WORK REQUIRED
No pictures belong in the copy; return exactly the lines from the one with "Recreate this image as a component" through the one with "import React from", both ends included, and nothing else.

Records from a data source
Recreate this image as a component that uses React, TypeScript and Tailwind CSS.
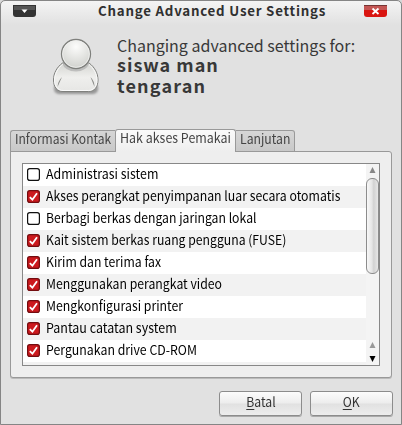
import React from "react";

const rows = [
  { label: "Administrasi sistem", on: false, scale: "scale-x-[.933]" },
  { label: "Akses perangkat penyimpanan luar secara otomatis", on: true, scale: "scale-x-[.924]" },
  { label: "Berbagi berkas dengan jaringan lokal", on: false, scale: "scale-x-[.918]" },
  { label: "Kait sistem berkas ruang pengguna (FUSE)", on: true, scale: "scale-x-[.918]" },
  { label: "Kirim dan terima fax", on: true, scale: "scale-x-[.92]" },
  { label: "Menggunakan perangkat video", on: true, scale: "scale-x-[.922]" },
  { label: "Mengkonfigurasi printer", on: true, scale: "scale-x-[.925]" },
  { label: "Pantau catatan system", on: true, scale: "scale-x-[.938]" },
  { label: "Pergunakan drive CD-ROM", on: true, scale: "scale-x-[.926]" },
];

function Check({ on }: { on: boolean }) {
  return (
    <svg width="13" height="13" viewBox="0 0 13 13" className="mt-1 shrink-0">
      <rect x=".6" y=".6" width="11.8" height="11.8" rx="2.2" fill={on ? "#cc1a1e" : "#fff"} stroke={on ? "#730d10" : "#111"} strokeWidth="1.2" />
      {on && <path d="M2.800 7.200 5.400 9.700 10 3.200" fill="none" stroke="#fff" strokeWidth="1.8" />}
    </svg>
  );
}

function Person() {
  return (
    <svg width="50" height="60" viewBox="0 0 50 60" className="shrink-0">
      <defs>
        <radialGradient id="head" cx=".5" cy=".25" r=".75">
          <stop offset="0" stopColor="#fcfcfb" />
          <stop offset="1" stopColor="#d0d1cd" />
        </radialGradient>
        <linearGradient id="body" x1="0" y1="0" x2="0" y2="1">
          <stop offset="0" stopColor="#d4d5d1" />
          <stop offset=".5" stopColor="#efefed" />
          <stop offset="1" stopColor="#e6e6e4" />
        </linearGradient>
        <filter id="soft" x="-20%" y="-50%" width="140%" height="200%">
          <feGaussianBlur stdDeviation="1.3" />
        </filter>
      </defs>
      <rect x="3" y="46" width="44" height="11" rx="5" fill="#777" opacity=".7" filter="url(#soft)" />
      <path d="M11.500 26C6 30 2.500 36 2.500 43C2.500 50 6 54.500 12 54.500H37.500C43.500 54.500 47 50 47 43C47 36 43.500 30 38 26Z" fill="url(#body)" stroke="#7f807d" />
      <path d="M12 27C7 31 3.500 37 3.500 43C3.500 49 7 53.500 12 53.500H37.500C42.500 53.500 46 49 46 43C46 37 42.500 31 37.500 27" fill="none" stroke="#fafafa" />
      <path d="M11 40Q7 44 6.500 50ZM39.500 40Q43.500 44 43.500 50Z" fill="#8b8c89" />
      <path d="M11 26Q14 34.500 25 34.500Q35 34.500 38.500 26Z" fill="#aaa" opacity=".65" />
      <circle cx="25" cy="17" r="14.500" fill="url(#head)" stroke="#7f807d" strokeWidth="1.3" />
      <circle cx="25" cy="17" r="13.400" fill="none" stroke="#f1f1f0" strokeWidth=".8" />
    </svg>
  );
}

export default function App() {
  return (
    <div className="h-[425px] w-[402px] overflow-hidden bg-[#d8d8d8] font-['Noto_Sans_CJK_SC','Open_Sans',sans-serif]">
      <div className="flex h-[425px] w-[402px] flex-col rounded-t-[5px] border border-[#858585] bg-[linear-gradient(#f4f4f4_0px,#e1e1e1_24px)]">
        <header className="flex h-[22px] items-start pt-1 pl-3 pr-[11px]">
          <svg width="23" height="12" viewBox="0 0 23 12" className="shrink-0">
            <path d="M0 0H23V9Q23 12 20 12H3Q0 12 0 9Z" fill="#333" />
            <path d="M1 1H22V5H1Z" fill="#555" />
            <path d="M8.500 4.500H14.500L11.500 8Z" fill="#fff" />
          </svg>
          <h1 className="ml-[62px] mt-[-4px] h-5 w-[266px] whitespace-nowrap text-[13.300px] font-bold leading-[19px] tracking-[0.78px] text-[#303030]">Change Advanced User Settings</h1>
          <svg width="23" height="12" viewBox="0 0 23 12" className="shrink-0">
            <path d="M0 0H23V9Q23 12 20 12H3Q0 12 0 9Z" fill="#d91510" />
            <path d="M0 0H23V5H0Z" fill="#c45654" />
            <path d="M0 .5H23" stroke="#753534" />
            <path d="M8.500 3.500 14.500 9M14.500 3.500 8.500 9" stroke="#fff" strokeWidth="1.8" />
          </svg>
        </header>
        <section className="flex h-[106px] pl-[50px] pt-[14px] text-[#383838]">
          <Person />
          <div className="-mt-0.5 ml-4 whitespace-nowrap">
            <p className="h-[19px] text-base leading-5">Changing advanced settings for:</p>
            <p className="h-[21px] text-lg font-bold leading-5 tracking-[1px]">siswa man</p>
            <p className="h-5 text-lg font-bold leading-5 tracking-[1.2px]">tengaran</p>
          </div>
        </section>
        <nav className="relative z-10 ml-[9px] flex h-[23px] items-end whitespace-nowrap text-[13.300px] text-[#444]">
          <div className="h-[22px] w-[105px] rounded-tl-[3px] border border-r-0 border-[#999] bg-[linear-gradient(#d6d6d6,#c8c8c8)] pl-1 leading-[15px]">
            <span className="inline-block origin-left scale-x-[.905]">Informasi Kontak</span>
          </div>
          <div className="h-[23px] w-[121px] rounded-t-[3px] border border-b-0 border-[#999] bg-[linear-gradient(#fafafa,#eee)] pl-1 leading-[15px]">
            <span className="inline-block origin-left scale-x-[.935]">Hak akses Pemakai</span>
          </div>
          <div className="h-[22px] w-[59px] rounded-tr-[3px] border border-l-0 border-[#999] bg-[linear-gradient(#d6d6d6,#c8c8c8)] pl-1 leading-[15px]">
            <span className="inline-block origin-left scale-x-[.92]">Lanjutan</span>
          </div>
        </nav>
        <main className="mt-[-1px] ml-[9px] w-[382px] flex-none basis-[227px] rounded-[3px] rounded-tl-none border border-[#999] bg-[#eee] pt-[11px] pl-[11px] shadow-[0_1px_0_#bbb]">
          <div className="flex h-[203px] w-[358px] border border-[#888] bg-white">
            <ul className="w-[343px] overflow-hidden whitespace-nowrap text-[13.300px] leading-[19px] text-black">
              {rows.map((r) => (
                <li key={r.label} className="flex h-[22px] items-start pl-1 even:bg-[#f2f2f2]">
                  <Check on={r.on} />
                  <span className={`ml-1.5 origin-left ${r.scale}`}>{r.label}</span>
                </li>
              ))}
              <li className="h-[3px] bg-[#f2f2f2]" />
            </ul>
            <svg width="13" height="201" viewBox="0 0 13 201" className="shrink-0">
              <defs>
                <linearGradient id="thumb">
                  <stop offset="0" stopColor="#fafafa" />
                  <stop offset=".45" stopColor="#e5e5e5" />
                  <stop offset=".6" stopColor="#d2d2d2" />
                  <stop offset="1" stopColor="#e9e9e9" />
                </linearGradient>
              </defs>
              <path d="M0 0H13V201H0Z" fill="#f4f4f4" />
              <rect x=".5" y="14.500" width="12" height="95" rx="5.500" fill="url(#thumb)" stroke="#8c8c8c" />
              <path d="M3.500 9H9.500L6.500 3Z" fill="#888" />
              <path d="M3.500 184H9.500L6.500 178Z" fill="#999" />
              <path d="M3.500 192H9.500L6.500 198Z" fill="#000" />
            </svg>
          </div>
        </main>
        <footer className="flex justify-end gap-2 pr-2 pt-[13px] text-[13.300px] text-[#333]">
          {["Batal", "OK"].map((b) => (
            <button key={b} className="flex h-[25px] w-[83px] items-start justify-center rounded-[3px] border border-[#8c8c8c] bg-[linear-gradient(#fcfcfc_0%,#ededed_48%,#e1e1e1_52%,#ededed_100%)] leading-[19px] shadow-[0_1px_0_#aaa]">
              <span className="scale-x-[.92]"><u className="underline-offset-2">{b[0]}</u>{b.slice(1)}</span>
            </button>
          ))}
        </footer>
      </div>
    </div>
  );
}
...
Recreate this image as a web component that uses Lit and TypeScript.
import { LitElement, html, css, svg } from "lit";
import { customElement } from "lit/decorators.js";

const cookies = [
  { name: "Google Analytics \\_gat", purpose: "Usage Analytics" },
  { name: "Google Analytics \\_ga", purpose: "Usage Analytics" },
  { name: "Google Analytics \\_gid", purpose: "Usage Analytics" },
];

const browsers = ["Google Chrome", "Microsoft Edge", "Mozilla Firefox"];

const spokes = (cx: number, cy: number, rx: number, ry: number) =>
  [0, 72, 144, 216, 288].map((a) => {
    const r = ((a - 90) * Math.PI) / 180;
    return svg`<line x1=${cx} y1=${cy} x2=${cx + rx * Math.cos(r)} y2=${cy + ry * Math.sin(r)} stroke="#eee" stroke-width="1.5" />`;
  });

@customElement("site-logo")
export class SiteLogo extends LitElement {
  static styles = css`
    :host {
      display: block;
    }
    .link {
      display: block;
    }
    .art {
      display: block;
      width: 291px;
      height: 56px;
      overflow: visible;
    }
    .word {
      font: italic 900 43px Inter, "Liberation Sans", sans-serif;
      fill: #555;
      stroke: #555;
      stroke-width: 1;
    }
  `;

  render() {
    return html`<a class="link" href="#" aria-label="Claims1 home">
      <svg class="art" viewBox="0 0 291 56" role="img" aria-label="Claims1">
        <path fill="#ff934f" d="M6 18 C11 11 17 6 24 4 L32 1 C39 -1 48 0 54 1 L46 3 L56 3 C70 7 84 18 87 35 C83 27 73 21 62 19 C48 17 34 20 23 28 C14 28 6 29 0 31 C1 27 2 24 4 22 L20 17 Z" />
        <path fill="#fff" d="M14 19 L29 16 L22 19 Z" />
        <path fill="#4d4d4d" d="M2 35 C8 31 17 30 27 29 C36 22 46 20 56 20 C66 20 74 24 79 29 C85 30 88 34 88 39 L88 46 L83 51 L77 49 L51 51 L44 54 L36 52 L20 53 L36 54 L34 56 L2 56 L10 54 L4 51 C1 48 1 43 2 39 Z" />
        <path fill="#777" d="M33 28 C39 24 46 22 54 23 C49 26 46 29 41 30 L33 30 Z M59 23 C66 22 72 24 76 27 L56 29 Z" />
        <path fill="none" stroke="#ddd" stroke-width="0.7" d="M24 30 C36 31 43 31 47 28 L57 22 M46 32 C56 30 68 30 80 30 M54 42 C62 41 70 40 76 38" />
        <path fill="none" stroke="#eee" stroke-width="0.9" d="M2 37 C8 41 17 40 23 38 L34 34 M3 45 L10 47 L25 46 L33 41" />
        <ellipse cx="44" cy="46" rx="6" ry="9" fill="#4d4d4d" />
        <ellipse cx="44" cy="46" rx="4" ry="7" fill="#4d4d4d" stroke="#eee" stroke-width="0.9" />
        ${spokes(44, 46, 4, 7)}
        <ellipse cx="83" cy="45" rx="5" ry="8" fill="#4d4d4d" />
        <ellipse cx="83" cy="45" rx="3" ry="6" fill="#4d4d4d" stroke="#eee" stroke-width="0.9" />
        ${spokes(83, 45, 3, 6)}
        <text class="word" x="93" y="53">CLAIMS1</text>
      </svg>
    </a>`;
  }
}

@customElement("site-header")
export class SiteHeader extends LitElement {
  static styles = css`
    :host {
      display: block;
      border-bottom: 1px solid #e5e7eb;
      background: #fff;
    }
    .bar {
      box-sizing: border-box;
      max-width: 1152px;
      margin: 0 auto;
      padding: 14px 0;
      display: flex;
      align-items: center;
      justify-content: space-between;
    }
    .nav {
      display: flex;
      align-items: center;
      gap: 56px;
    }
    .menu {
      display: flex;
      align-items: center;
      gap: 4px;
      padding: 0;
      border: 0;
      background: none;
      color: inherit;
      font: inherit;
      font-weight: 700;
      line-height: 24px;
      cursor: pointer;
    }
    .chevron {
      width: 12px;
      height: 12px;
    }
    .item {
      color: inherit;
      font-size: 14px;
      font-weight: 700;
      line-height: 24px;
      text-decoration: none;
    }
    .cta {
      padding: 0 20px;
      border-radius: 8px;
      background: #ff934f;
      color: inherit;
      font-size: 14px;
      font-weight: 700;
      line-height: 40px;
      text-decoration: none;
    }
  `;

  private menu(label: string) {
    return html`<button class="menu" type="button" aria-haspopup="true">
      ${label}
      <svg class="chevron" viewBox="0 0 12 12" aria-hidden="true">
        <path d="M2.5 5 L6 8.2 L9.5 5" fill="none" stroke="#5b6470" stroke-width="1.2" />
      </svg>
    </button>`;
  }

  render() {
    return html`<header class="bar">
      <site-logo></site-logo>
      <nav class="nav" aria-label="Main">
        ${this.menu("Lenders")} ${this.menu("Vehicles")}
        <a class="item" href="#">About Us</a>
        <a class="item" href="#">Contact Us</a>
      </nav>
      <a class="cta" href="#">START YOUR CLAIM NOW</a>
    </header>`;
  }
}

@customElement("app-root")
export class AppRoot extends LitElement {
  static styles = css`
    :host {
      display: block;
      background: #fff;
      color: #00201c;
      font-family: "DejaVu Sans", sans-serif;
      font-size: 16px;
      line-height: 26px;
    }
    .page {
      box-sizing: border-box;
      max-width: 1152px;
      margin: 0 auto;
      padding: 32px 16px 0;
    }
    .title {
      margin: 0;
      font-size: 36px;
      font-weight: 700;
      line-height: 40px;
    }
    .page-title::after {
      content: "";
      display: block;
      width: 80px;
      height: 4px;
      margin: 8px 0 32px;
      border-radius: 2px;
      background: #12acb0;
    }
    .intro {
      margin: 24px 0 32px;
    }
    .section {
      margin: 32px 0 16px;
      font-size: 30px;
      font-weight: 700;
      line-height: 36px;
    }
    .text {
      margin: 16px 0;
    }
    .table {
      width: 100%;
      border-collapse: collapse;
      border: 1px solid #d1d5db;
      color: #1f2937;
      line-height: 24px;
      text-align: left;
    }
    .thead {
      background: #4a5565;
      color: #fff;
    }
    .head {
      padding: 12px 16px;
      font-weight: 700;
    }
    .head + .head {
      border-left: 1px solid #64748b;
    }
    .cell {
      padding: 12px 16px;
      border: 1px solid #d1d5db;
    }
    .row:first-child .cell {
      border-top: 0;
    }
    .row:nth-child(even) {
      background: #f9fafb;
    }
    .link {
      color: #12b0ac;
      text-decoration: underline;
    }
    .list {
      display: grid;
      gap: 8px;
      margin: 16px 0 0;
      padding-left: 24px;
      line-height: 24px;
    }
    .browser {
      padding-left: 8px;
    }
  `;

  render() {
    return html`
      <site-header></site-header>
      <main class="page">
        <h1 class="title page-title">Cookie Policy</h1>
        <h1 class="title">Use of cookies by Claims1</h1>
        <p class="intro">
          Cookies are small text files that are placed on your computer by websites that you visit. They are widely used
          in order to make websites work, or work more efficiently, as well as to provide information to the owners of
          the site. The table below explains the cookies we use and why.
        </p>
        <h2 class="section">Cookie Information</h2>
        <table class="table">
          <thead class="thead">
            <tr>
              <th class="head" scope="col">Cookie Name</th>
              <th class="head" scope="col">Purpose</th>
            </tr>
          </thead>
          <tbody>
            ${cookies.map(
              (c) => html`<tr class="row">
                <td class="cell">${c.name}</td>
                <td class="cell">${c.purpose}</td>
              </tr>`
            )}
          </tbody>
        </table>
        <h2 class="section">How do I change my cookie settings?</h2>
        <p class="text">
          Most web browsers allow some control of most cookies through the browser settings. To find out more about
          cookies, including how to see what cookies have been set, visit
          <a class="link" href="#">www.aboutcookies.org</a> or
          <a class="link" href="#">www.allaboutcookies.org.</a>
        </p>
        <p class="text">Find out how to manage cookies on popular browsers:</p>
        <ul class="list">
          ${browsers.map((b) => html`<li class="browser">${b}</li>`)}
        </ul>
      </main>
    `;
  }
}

TASK RESULT
Recreate this image as a component that uses React, TypeScript and Tailwind CSS.
import React from "react";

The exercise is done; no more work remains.